Which character would have benefited most from this scene? Viserys, and probably Rhaenyra and Helaena.
Could the scene show up in a future season or did we miss our chance? Here we go again: No chance at all. RIP to King Paddy.

7.

Daeron Targaryen???

Where is he?? Photo: HBO

Martin and Condal have both said Prince Daeron, Alicent and Viserys’s youngest son, exists in the show, but there’s some defensiveness to their insistence. Here’s what Condal said to Variety: “Honestly, this stuff happened all the time in this world. It’s not our modern day where if you had a 6-year-old, you would FaceTime them every day and see how they’re doing and write letters.” Yes, we all understand that we’re watching a series set in a fictional version of the medieval era and that Alicent isn’t going to whip out a cell phone to call her child in Oldtown and see how Lord Hightower is treating him as a squire. But it’s pretty weird that there isn’t even one line of dialogue to acknowledge his existence — not at the family dinner where Viserys gives his big speech about being surrounded by all the people he loves as their king, father, and grandfather, not in Alicent’s conversations with her father or the Green Council about how to divert attacks from Rhaenyra and protect their family, and not in preparation for Aegon’s coronation, when all the other Targaryen-Hightower children are there.

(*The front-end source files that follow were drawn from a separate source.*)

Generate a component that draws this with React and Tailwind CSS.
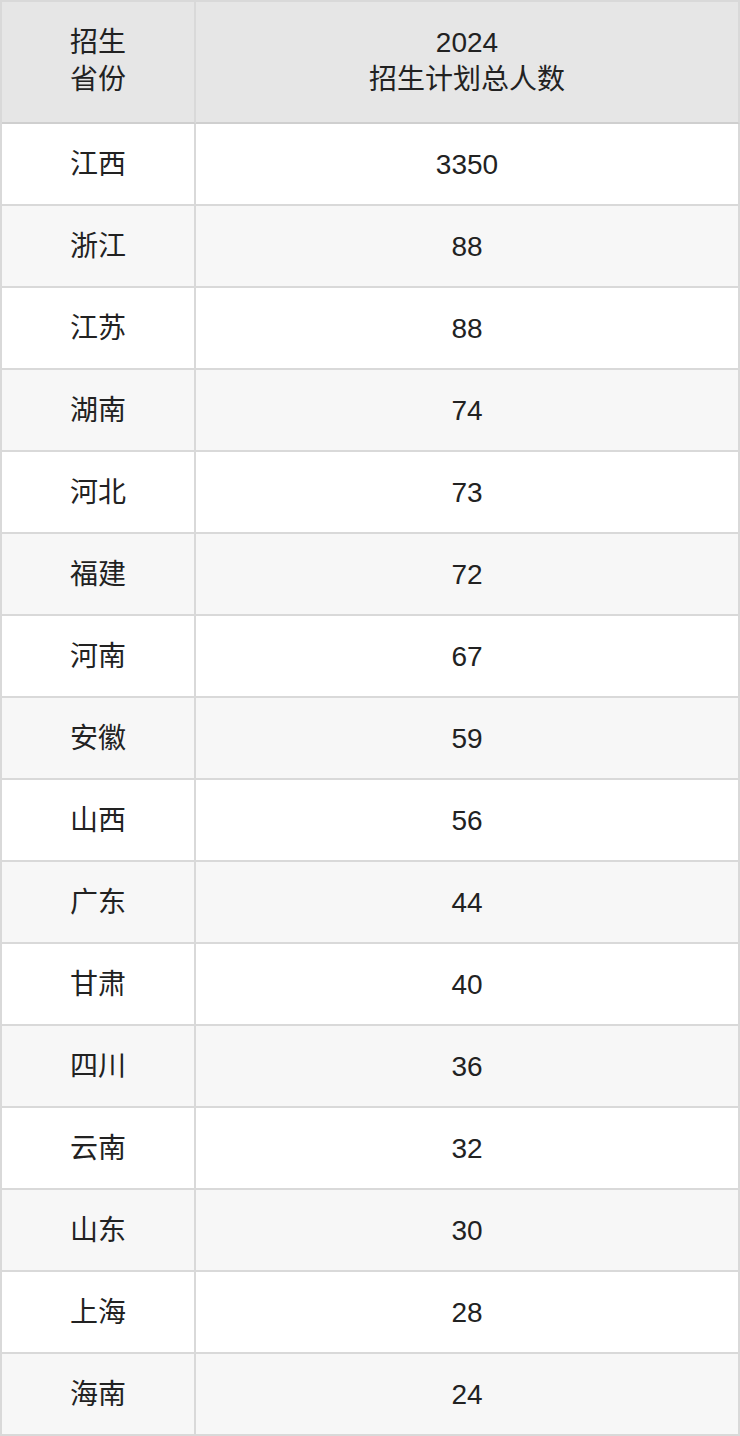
import React from 'react'

const rows = [
  ['江西', '3350'],
  ['浙江', '88'],
  ['江苏', '88'],
  ['湖南', '74'],
  ['河北', '73'],
  ['福建', '72'],
  ['河南', '67'],
  ['安徽', '59'],
  ['山西', '56'],
  ['广东', '44'],
  ['甘肃', '40'],
  ['四川', '36'],
  ['云南', '32'],
  ['山东', '30'],
  ['上海', '28'],
  ['海南', '24'],
]

const cell =
  'flex items-center justify-center text-center border-r-2 border-b-2 border-[#d9d9d9]'

const App = () => {
  return (
    <div
      className="w-[740px] bg-white text-[#222] text-[28px] leading-[37px]"
      style={{ fontFamily: '"Liberation Sans", "Noto Sans CJK SC", sans-serif' }}
    >
      <div className="grid grid-cols-[194px_1fr] border-t-2 border-l-2 border-[#d9d9d9]">
        <div className={`${cell} h-[122px] pb-[3px] bg-[#e6e6e6] border-b-[#cfcfcf]`}>
          招生
          <br />
          省份
        </div>
        <div className={`${cell} h-[122px] pb-[3px] bg-[#e6e6e6] border-b-[#cfcfcf]`}>
          2024
          <br />
          招生计划总人数
        </div>
        {rows.map(([province, count], i) => (
          <React.Fragment key={province + i}>
            <div className={`${cell} h-[82px] ${i % 2 ? 'bg-[#f7f7f7]' : 'bg-white'}`}>
              {province}
            </div>
            <div className={`${cell} h-[82px] ${i % 2 ? 'bg-[#f7f7f7]' : 'bg-white'}`}>
              {count}
            </div>
          </React.Fragment>
        ))}
      </div>
    </div>
  )
}

export default App
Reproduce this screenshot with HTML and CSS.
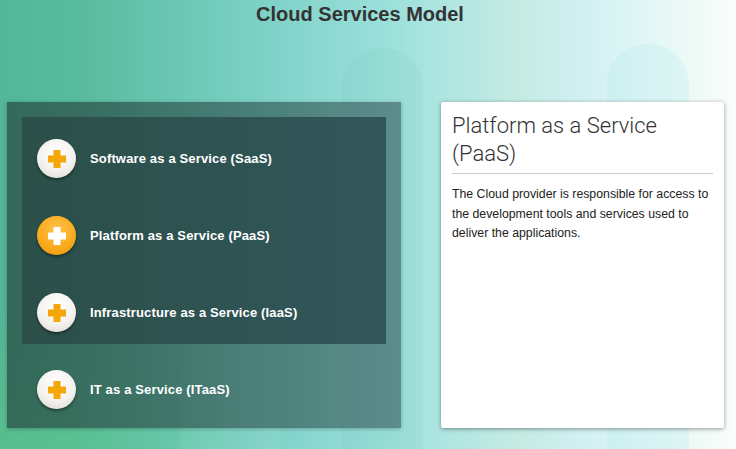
FILE: index.html
```html
<!DOCTYPE html>
<html lang="en">
<head>
    <meta charset="UTF-8">
    <meta name="viewport" content="width=device-width, initial-scale=1.0">
    <title>Cloud Services Model</title>
    <link rel="stylesheet" href="styles.css">
</head>
<body>
    <div class="backdrop">
        <div class="pillar pillar-one"></div>
        <div class="pillar pillar-two"></div>
        <div class="pillar pillar-three"></div>
    </div>

    <h1 class="title">Cloud Services Model</h1>

    <div class="stage">
        <div class="menu">
            <div class="menu-group">
                <div class="menu-item">
                    <span class="plus"></span>
                    <span class="label">Software as a Service (SaaS)</span>
                </div>
                <div class="menu-item active">
                    <span class="plus"></span>
                    <span class="label">Platform as a Service (PaaS)</span>
                </div>
                <div class="menu-item">
                    <span class="plus"></span>
                    <span class="label">Infrastructure as a Service (IaaS)</span>
                </div>
            </div>
            <div class="menu-item outside">
                <span class="plus"></span>
                <span class="label">IT as a Service (ITaaS)</span>
            </div>
        </div>

        <div class="card">
            <h2>Platform as a Service (PaaS)</h2>
            <p>The Cloud provider is responsible for access to the development tools and services used to deliver the applications.</p>
        </div>
    </div>
</body>
</html>
```

FILE: styles.css
```css
body {
    margin: 0;
    width: 736px;
    height: 449px;
    overflow: hidden;
    position: relative;
    font-family: "Liberation Sans", Arial, sans-serif;
    background: linear-gradient(to right, #52b697 0%, #5abc9f 12%, #6cc8b6 25%, #84d5cc 40%, #9adfda 52%, #b3e6e2 62%, #c3ebe2 70%, #d2f1f3 80%, #e6f7f6 90%, #fafdf9 100%);
}
.backdrop {
    position: absolute;
    inset: 0;
    background: radial-gradient(ellipse 240px 140px at 20px 449px, rgba(90, 200, 130, 0.5), rgba(90, 200, 130, 0));
}
.pillar {
    position: absolute;
    bottom: 0;
    border-radius: 40px 40px 0 0;
    background: rgba(255, 255, 255, 0.06);
}
.pillar-one {
    left: 341px;
    width: 82px;
    top: 48px;
    background: rgba(60, 150, 140, 0.05);
}
.pillar-two {
    left: 607px;
    width: 82px;
    top: 44px;
    background: rgba(170, 230, 235, 0.22);
}
.pillar-three {
    left: 180px;
    width: 100px;
    top: 330px;
    border-radius: 50px 50px 0 0;
}
.title {
    position: relative;
    margin: 0;
    padding: 3px 16px 0 0;
    height: 25px;
    text-align: center;
    font-size: 20px;
    font-weight: bold;
    color: #333;
}
.stage {
    position: relative;
    display: flex;
    gap: 40px;
    padding: 74px 0 0 7px;
}
.menu {
    width: 394px;
    height: 326px;
    box-sizing: border-box;
    padding: 15px;
    background: linear-gradient(to right, rgba(42, 82, 72, 0.78), rgba(62, 100, 100, 0.66));
    box-shadow: 0 1px 4px rgba(0, 0, 0, 0.25);
}
.menu-group {
    height: 227px;
    box-sizing: border-box;
    padding-top: 3px;
    background: linear-gradient(to right, #2b5049, #32565a);
}
.menu-item {
    display: flex;
    align-items: center;
    height: 77px;
    padding-left: 15px;
    gap: 14px;
}
.menu-item.outside {
    margin-top: 7px;
}
.label {
    color: #fff;
    font-size: 13px;
    letter-spacing: 0.15px;
    font-weight: bold;
}
.plus {
    position: relative;
    width: 39px;
    height: 39px;
    border-radius: 50%;
    flex-shrink: 0;
    background: radial-gradient(circle at 50% 35%, #ffffff 0%, #f4f2ee 55%, #d9d4cc 100%);
    box-shadow: 0 2px 3px rgba(0, 0, 0, 0.4);
}
.plus::before,
.plus::after {
    content: "";
    position: absolute;
    left: 50%;
    top: 50%;
    background: #f5a70a;
    transform: translate(-50%, -50%);
}
.plus::before {
    width: 18px;
    height: 7px;
}
.plus::after {
    width: 7px;
    height: 18px;
}
.active .plus {
    background: radial-gradient(circle at 50% 35%, #ffc24a 0%, #fbab1e 55%, #ec9508 100%);
}
.active .plus::before,
.active .plus::after {
    background: #fff;
}
.card {
    width: 283px;
    height: 326px;
    box-sizing: border-box;
    padding: 10px 11px;
    background: #fff;
    border-radius: 2px;
    box-shadow: 0 1px 4px rgba(0, 0, 0, 0.4);
}
.card h2 {
    margin: 0;
    padding-bottom: 5px;
    border-bottom: 1px solid #ccc;
    font-family: Roboto, "Liberation Sans", sans-serif;
    font-weight: 300;
    font-size: 22px;
    line-height: 28px;
    color: #333;
}
.card p {
    margin: 11px 0 0;
    font-size: 12.3px;
    line-height: 19.5px;
    color: #222;
}
```
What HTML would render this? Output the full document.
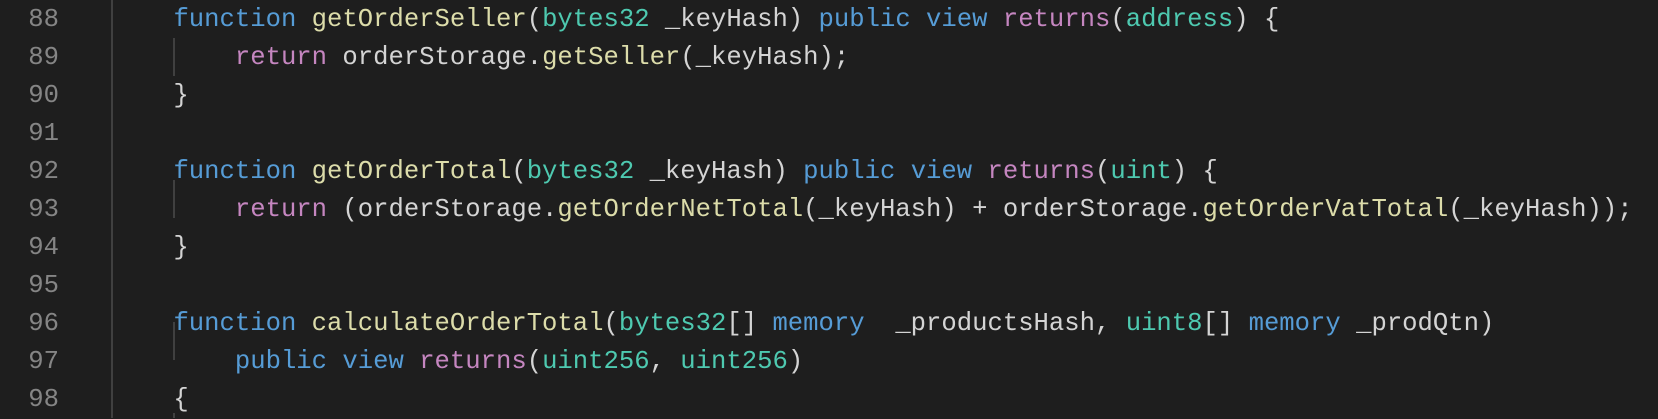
<!DOCTYPE html>
<html><head><meta charset="utf-8"><style>
html,body{margin:0;padding:0;background:#1e1e1e;width:1658px;height:418px;overflow:hidden}
.l{position:absolute;left:0;height:38px;line-height:38px;font-family:"Liberation Mono",monospace;font-size:25.6px;white-space:pre;color:#d4d4d4}
.n{position:absolute;left:0;width:59px;text-align:right;color:#858585}
.c{position:absolute;left:112px}
.k{color:#569cd6}.f{color:#dcdcaa}.t{color:#4ec9b0}.r{color:#c586c0}
.g{position:absolute;width:2px;background:#404040}
</style></head><body>
<div class="g" style="left:111px;top:0;height:418px"></div>
<div class="g" style="left:173px;top:38px;height:38px"></div>
<div class="g" style="left:173px;top:180px;height:38px"></div>
<div class="g" style="left:173px;top:322px;height:38px"></div>
<div class="g" style="left:173px;top:413px;height:5px"></div>
<div class="l" style="top:1px"><span class="n">88</span><span class="c">    <span class="k">function</span> <span class="f">getOrderSeller</span>(<span class="t">bytes32</span> _keyHash) <span class="k">public</span> <span class="k">view</span> <span class="r">returns</span>(<span class="t">address</span>) {</span></div>
<div class="l" style="top:39px"><span class="n">89</span><span class="c">        <span class="r">return</span> orderStorage.<span class="f">getSeller</span>(_keyHash);</span></div>
<div class="l" style="top:77px"><span class="n">90</span><span class="c">    }</span></div>
<div class="l" style="top:115px"><span class="n">91</span></div>
<div class="l" style="top:153px"><span class="n">92</span><span class="c">    <span class="k">function</span> <span class="f">getOrderTotal</span>(<span class="t">bytes32</span> _keyHash) <span class="k">public</span> <span class="k">view</span> <span class="r">returns</span>(<span class="t">uint</span>) {</span></div>
<div class="l" style="top:191px"><span class="n">93</span><span class="c">        <span class="r">return</span> (orderStorage.<span class="f">getOrderNetTotal</span>(_keyHash) + orderStorage.<span class="f">getOrderVatTotal</span>(_keyHash));</span></div>
<div class="l" style="top:229px"><span class="n">94</span><span class="c">    }</span></div>
<div class="l" style="top:267px"><span class="n">95</span></div>
<div class="l" style="top:305px"><span class="n">96</span><span class="c">    <span class="k">function</span> <span class="f">calculateOrderTotal</span>(<span class="t">bytes32</span>[] <span class="k">memory</span>  _productsHash, <span class="t">uint8</span>[] <span class="k">memory</span> _prodQtn)</span></div>
<div class="l" style="top:343px"><span class="n">97</span><span class="c">        <span class="k">public</span> <span class="k">view</span> <span class="r">returns</span>(<span class="t">uint256</span>, <span class="t">uint256</span>)</span></div>
<div class="l" style="top:381px"><span class="n">98</span><span class="c">    {</span></div>
</body></html>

Maybe House of the Dragon intended to use Daeron’s existence as a surprise for a future season, but that just makes Alicent look like she memory-holed one of the children to whom she’s so fiercely committed. Didn’t we already see a version of this selective-female-memory thing play out with “Dany kind of forgot about the Iron Fleet”? How difficult would it have been to cast a young Daeron, plop him on a ship, and have Alicent and Viserys wave away at him as he sails to Oldtown? See you soon, little guy, when everyone you know will be battling to the death!

How big a deal is this exclusion? It’s just silly.
Which character would have benefited most from this scene? Daeron, potentially the only not-unusual Hightower-Targaryen child, and Alicent.
Could the scene show up in a future season or did we miss our chance? We’re waiting!